● GOAL OF THE EXERCISE: Leaving out the pictures, retype all the material exactly.

# start of DATA SEGMENT

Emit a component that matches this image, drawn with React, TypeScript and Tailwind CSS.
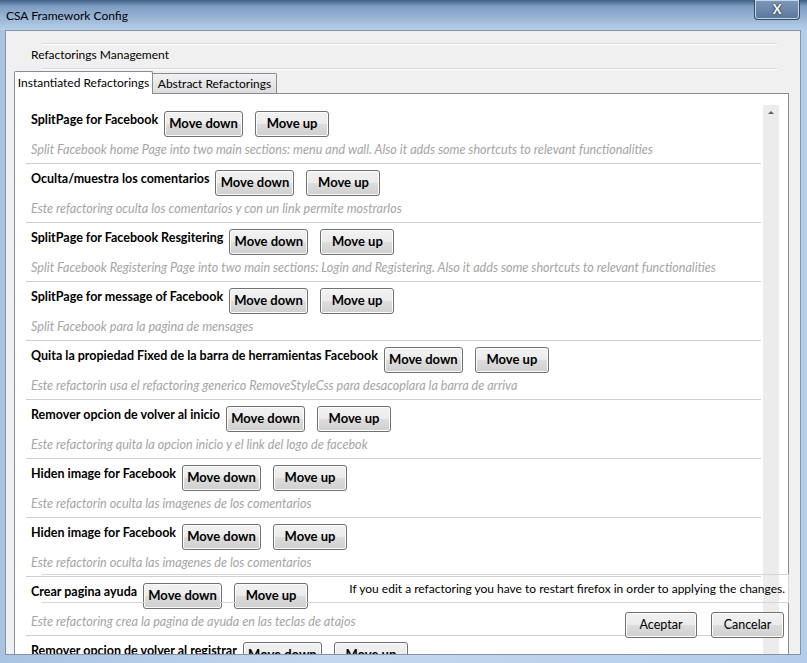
import React from "react";

const ROWS = [
  {
    title: "SplitPage for Facebook",
    desc: "Split Facebook home Page into two main sections: menu and wall. Also it adds some shortcuts to relevant functionalities",
  },
  {
    title: "Oculta/muestra los comentarios",
    desc: "Este refactoring oculta los comentarios y con un link permite mostrarlos",
  },
  {
    title: "SplitPage for Facebook Resgitering",
    desc: "Split Facebook Registering Page into two main sections: Login and Registering. Also it adds some shortcuts to relevant functionalities",
  },
  {
    title: "SplitPage for message of Facebook",
    desc: "Split Facebook para la pagina de mensages",
  },
  {
    title: "Quita la propiedad Fixed de la barra de herramientas Facebook",
    desc: "Este refactorin usa el refactoring generico RemoveStyleCss para desacoplara la barra de arriva",
  },
  {
    title: "Remover opcion de volver al inicio",
    desc: "Este refactoring quita la opcion inicio y el link del logo de facebok",
  },
  {
    title: "Hiden image for Facebook",
    desc: "Este refactorin oculta las imagenes de los comentarios",
  },
  {
    title: "Hiden image for Facebook",
    desc: "Este refactorin oculta las imagenes de los comentarios",
  },
  {
    title: "Crear pagina ayuda",
    desc: "Este refactoring crea la pagina de ayuda en las teclas de atajos",
  },
  {
    title: "Remover opcion de volver al registrar",
    desc: "Este refactoring quita la opcion de volver al registro",
  },
];

const FONT = { fontFamily: "Lato, 'Open Sans', sans-serif" };

function WinButton({ children, bold, className }: { children: React.ReactNode; bold?: boolean; className?: string }) {
  return (
    <div
      className={`flex shrink-0 items-center justify-center rounded-[3px] border border-[#707070] bg-[linear-gradient(#f2f2f2_0%,#ebebeb_50%,#dddddd_50%,#cfcfcf_100%)] shadow-[inset_0_0_0_1px_#fcfcfc] text-black ${
        bold ? "text-[13px] font-bold" : "text-[12.5px]"
      } ${className ?? ""}`}
    >
      {children}
    </div>
  );
}

function Row({ title, desc }: { title: string; desc: string }) {
  return (
    <div className="border-b border-[#d0d0d0] pl-[5px] pt-[6px] pb-[5px]">
      <div className="flex items-start">
        <div className="pt-px text-[12.5px] font-bold leading-[16px] text-black whitespace-nowrap">{title}</div>
        <WinButton bold className="ml-[6px] h-[26px] w-[79px]">Move down</WinButton>
        <WinButton bold className="ml-[12px] h-[26px] w-[74px]">Move up</WinButton>
      </div>
      <div className="mt-[5px] text-[12.6px] italic leading-[16px] text-[#a5a5a5] whitespace-nowrap">{desc}</div>
    </div>
  );
}

export default function App() {
  return (
    <div
      className="relative h-[663px] w-[807px] overflow-hidden bg-[linear-gradient(90deg,#a9c3e2,#c4d8ef_40%,#b5cdea)]"
      style={FONT}
    >
      {/* title bar */}
      <div className="flex h-[30px] items-start justify-between bg-[linear-gradient(#3f5d82_0%,#7e9dc2_20%,#b6cfea_100%)] pl-[6px] pr-[7px]">
        <div className="pt-[8px] text-[12px] leading-[16px] text-black">CSA Framework Config</div>
        <div className="flex h-[20px] w-[46px] items-center justify-center rounded-b-[4px] border border-t-0 border-[#3b4a5e] bg-[linear-gradient(#7d98ba,#5a769b)] shadow-[inset_0_0_0_1px_#c5d5ea] text-[13px] font-bold text-white [text-shadow:0_0_2px_#000]">
          X
        </div>
      </div>

      {/* client */}
      <div className="ml-[5px] mr-[6px] h-[625px] overflow-hidden border border-[#8593a6] bg-[#f0f0f0]">
        <div className="ml-[36px] mr-[23px] mt-[12px] border-t border-[#d9d9d9] shadow-[0_1px_0_#fff]" />
        <div className="pl-[25px] pt-[3px] text-[12px] leading-[16px] text-black">Refactorings Management</div>
        <div className="ml-[36px] mr-[23px] mt-[5px] border-t border-[#d9d9d9] shadow-[0_1px_0_#fff]" />

        {/* tabs */}
        <div className="mt-[2px] flex items-end pl-[8px]">
          <div className="relative z-10 -mb-px flex h-[23px] w-[139px] items-center justify-center rounded-t-[2px] border border-b-0 border-[#898c95] bg-white text-[12px] text-black">
            Instantiated Refactorings
          </div>
          <div className="flex h-[20px] w-[124px] items-center justify-center rounded-tr-[2px] border border-b-0 border-l-0 border-[#898c95] bg-[linear-gradient(#f2f2f2,#dcdcdc)] text-[12px] text-black">
            Abstract Refactorings
          </div>
        </div>

        {/* tab panel */}
        <div className="ml-[8px] mr-[11px] h-[600px] border border-[#898c95] bg-white pl-[11px] pr-[9px] pt-[11px]">
          <div className="flex">
            <div className="min-w-0 flex-1 overflow-hidden">
              {ROWS.map((r, i) => (
                <Row key={i} title={r.title} desc={r.desc} />
              ))}
            </div>
            <div className="ml-[2px] flex h-[560px] w-[16px] shrink-0 justify-center bg-[#ececec] pt-[6px]">
              <div className="h-0 w-0 border-x-[3px] border-b-[3px] border-x-transparent border-b-[#606060]" />
            </div>
          </div>
        </div>
      </div>

      {/* bottom notice box drawn over the list */}
      <div className="absolute left-[42px] right-[18px] top-[574px]">
        <div className="flex h-[29px] items-center justify-end border-y border-r border-[#d5d5d5] pr-[3px] text-[12px] text-black">
          If you edit a refactoring you have to restart firefox in order to applying the changes.
        </div>
        <div className="mt-[9px] flex justify-end gap-[14px] pr-[5px]">
          <WinButton className="h-[26px] w-[72px]">Aceptar</WinButton>
          <WinButton className="h-[26px] w-[73px]">Cancelar</WinButton>
        </div>
      </div>
    </div>
  );
}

# end of DATA SEGMENT

● ANSWER TO THE PROBLEM:
Emit a component that matches this image, drawn with React, TypeScript and Tailwind CSS.
import React from "react";

const ROWS = [
  {
    title: "SplitPage for Facebook",
    desc: "Split Facebook home Page into two main sections: menu and wall. Also it adds some shortcuts to relevant functionalities",
  },
  {
    title: "Oculta/muestra los comentarios",
    desc: "Este refactoring oculta los comentarios y con un link permite mostrarlos",
  },
  {
    title: "SplitPage for Facebook Resgitering",
    desc: "Split Facebook Registering Page into two main sections: Login and Registering. Also it adds some shortcuts to relevant functionalities",
  },
  {
    title: "SplitPage for message of Facebook",
    desc: "Split Facebook para la pagina de mensages",
  },
  {
    title: "Quita la propiedad Fixed de la barra de herramientas Facebook",
    desc: "Este refactorin usa el refactoring generico RemoveStyleCss para desacoplara la barra de arriva",
  },
  {
    title: "Remover opcion de volver al inicio",
    desc: "Este refactoring quita la opcion inicio y el link del logo de facebok",
  },
  {
    title: "Hiden image for Facebook",
    desc: "Este refactorin oculta las imagenes de los comentarios",
  },
  {
    title: "Hiden image for Facebook",
    desc: "Este refactorin oculta las imagenes de los comentarios",
  },
  {
    title: "Crear pagina ayuda",
    desc: "Este refactoring crea la pagina de ayuda en las teclas de atajos",
  },
  {
    title: "Remover opcion de volver al registrar",
    desc: "Este refactoring quita la opcion de volver al registro",
  },
];

const FONT = { fontFamily: "Lato, 'Open Sans', sans-serif" };

function WinButton({ children, bold, className }: { children: React.ReactNode; bold?: boolean; className?: string }) {
  return (
    <div
      className={`flex shrink-0 items-center justify-center rounded-[3px] border border-[#707070] bg-[linear-gradient(#f2f2f2_0%,#ebebeb_50%,#dddddd_50%,#cfcfcf_100%)] shadow-[inset_0_0_0_1px_#fcfcfc] text-black ${
        bold ? "text-[13px] font-bold" : "text-[12.5px]"
      } ${className ?? ""}`}
    >
      {children}
    </div>
  );
}

function Row({ title, desc }: { title: string; desc: string }) {
  return (
    <div className="border-b border-[#d0d0d0] pl-[5px] pt-[6px] pb-[5px]">
      <div className="flex items-start">
        <div className="pt-px text-[12.5px] font-bold leading-[16px] text-black whitespace-nowrap">{title}</div>
        <WinButton bold className="ml-[6px] h-[26px] w-[79px]">Move down</WinButton>
        <WinButton bold className="ml-[12px] h-[26px] w-[74px]">Move up</WinButton>
      </div>
      <div className="mt-[5px] text-[12.6px] italic leading-[16px] text-[#a5a5a5] whitespace-nowrap">{desc}</div>
    </div>
  );
}

export default function App() {
  return (
    <div
      className="relative h-[663px] w-[807px] overflow-hidden bg-[linear-gradient(90deg,#a9c3e2,#c4d8ef_40%,#b5cdea)]"
      style={FONT}
    >
      {/* title bar */}
      <div className="flex h-[30px] items-start justify-between bg-[linear-gradient(#3f5d82_0%,#7e9dc2_20%,#b6cfea_100%)] pl-[6px] pr-[7px]">
        <div className="pt-[8px] text-[12px] leading-[16px] text-black">CSA Framework Config</div>
        <div className="flex h-[20px] w-[46px] items-center justify-center rounded-b-[4px] border border-t-0 border-[#3b4a5e] bg-[linear-gradient(#7d98ba,#5a769b)] shadow-[inset_0_0_0_1px_#c5d5ea] text-[13px] font-bold text-white [text-shadow:0_0_2px_#000]">
          X
        </div>
      </div>

      {/* client */}
      <div className="ml-[5px] mr-[6px] h-[625px] overflow-hidden border border-[#8593a6] bg-[#f0f0f0]">
        <div className="ml-[36px] mr-[23px] mt-[12px] border-t border-[#d9d9d9] shadow-[0_1px_0_#fff]" />
        <div className="pl-[25px] pt-[3px] text-[12px] leading-[16px] text-black">Refactorings Management</div>
        <div className="ml-[36px] mr-[23px] mt-[5px] border-t border-[#d9d9d9] shadow-[0_1px_0_#fff]" />

        {/* tabs */}
        <div className="mt-[2px] flex items-end pl-[8px]">
          <div className="relative z-10 -mb-px flex h-[23px] w-[139px] items-center justify-center rounded-t-[2px] border border-b-0 border-[#898c95] bg-white text-[12px] text-black">
            Instantiated Refactorings
          </div>
          <div className="flex h-[20px] w-[124px] items-center justify-center rounded-tr-[2px] border border-b-0 border-l-0 border-[#898c95] bg-[linear-gradient(#f2f2f2,#dcdcdc)] text-[12px] text-black">
            Abstract Refactorings
          </div>
        </div>

        {/* tab panel */}
        <div className="ml-[8px] mr-[11px] h-[600px] border border-[#898c95] bg-white pl-[11px] pr-[9px] pt-[11px]">
          <div className="flex">
            <div className="min-w-0 flex-1 overflow-hidden">
              {ROWS.map((r, i) => (
                <Row key={i} title={r.title} desc={r.desc} />
              ))}
            </div>
            <div className="ml-[2px] flex h-[560px] w-[16px] shrink-0 justify-center bg-[#ececec] pt-[6px]">
              <div className="h-0 w-0 border-x-[3px] border-b-[3px] border-x-transparent border-b-[#606060]" />
            </div>
          </div>
        </div>
      </div>

      {/* bottom notice box drawn over the list */}
      <div className="absolute left-[42px] right-[18px] top-[574px]">
        <div className="flex h-[29px] items-center justify-end border-y border-r border-[#d5d5d5] pr-[3px] text-[12px] text-black">
          If you edit a refactoring you have to restart firefox in order to applying the changes.
        </div>
        <div className="mt-[9px] flex justify-end gap-[14px] pr-[5px]">
          <WinButton className="h-[26px] w-[72px]">Aceptar</WinButton>
          <WinButton className="h-[26px] w-[73px]">Cancelar</WinButton>
        </div>
      </div>
    </div>
  );
}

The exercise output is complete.